Why we love sustainable (and, you should too!)

As I write this, a male cardinal is snacking on the vibrant red berries of our native Deciduous Holly (Ilex decidua). He loves the berries, but he also appreciates the cover from the holly grove's dense branching. We have a suite of birdfeeders, but somehow it's more satisfying to see birds dining on seeds and berries al fresco

 This brilliant red male cardinal loves eating berries from our deciduous hollies. 

This brilliant red male cardinal loves eating berries from our deciduous hollies. 

So, obviously one of my top five reasons for a sustainable home landscape is watchable wildlife (#1) . But, you should know when you invite wildlife into your yard you may see sex and violence.  Several years back, a client called to tell me how distraught she was that her children saw a black snake eat a mouse in her backyard.

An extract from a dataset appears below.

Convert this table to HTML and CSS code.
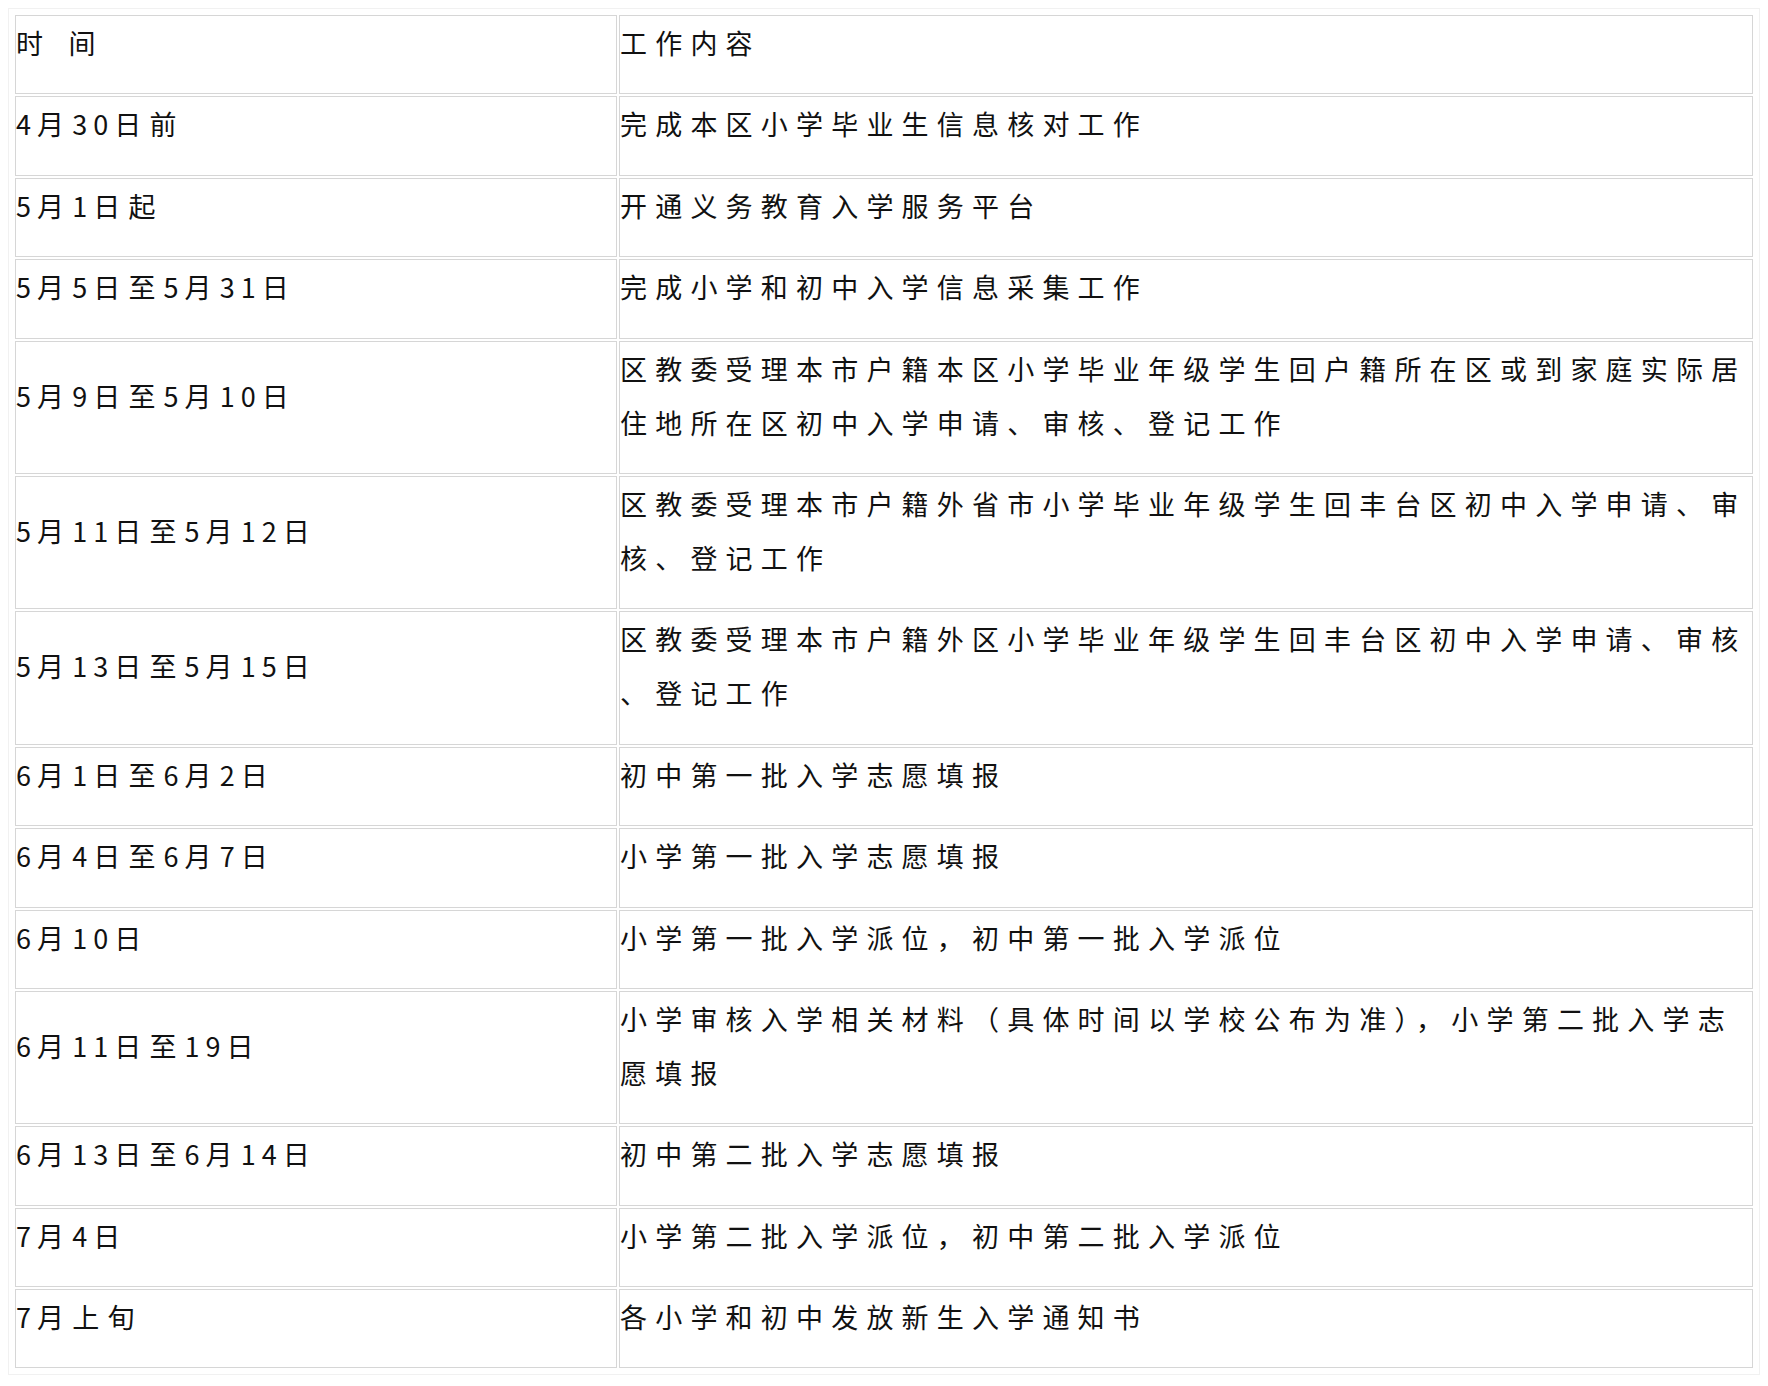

"Yes, ma'am. That's a great lesson for them on the food chain."  

Click. 

Hey, bringing nature home isn't all Disney. But, with natural plant and animal diversity (#2) come natural predators that are healthier for the environment--and healthier for us than chemical pesticides, herbicides and, fungicides. Think ladybugs, praying mantis, toads and more.  And, related to this are natural pollinators including butterflies, bees and, hummingbirds. 

Being water-wise is next (#3).  I'm sure our water bill is far less than some in our neighborhood with thirsty non-natives that are out of their element.  The way we've landscaped to slow, absorb and filter stormwater also helps--with a broad bioswale buffer filled with native grasses and woodies and permeable gravel strips. We're part of the solution to saving our local watershed along with those who have redirected downspouts to rain gardens and rain barrels. Household water costs will rise 40% within the next five years making affordable water inaccessible to 1/3 of American households. Do you think people would rather water plants or themselves? 

 High-risk areas likely to face affordability challenges are those with a median income below $32,000.   Image by Mack EA and Wrase S, 2017, PLoS ONE

High-risk areas likely to face affordability challenges are those with a median income below $32,000. 

Image by Mack EA and Wrase S, 2017, PLoS ONE

 

I'd be lying if I didn't admit I love the fact that our landscape is admired by the neighbors (#4). But, that's not just because of the sustainability issues. Although a survey conducted by the American Society of Landscape Architects found a high demand for landscape sustainabiity.  It's also because our design is a native interpretation with design intent. And, that helps give the natural connection (#5) that we all crave and need.  Recent studies from the University of Kansas and University of Michigan found that over 70% of people feel they've lost touch with nature. One finding showed children aged eight to 18 spend nearly eight hours daily in front of screens.  This disconnect leads to depression, reduced attention span, lower self-esteem, stunted academic growth and a lessened empathy for the environment. 

No wonder watching our resident cardinal makes me feel so good!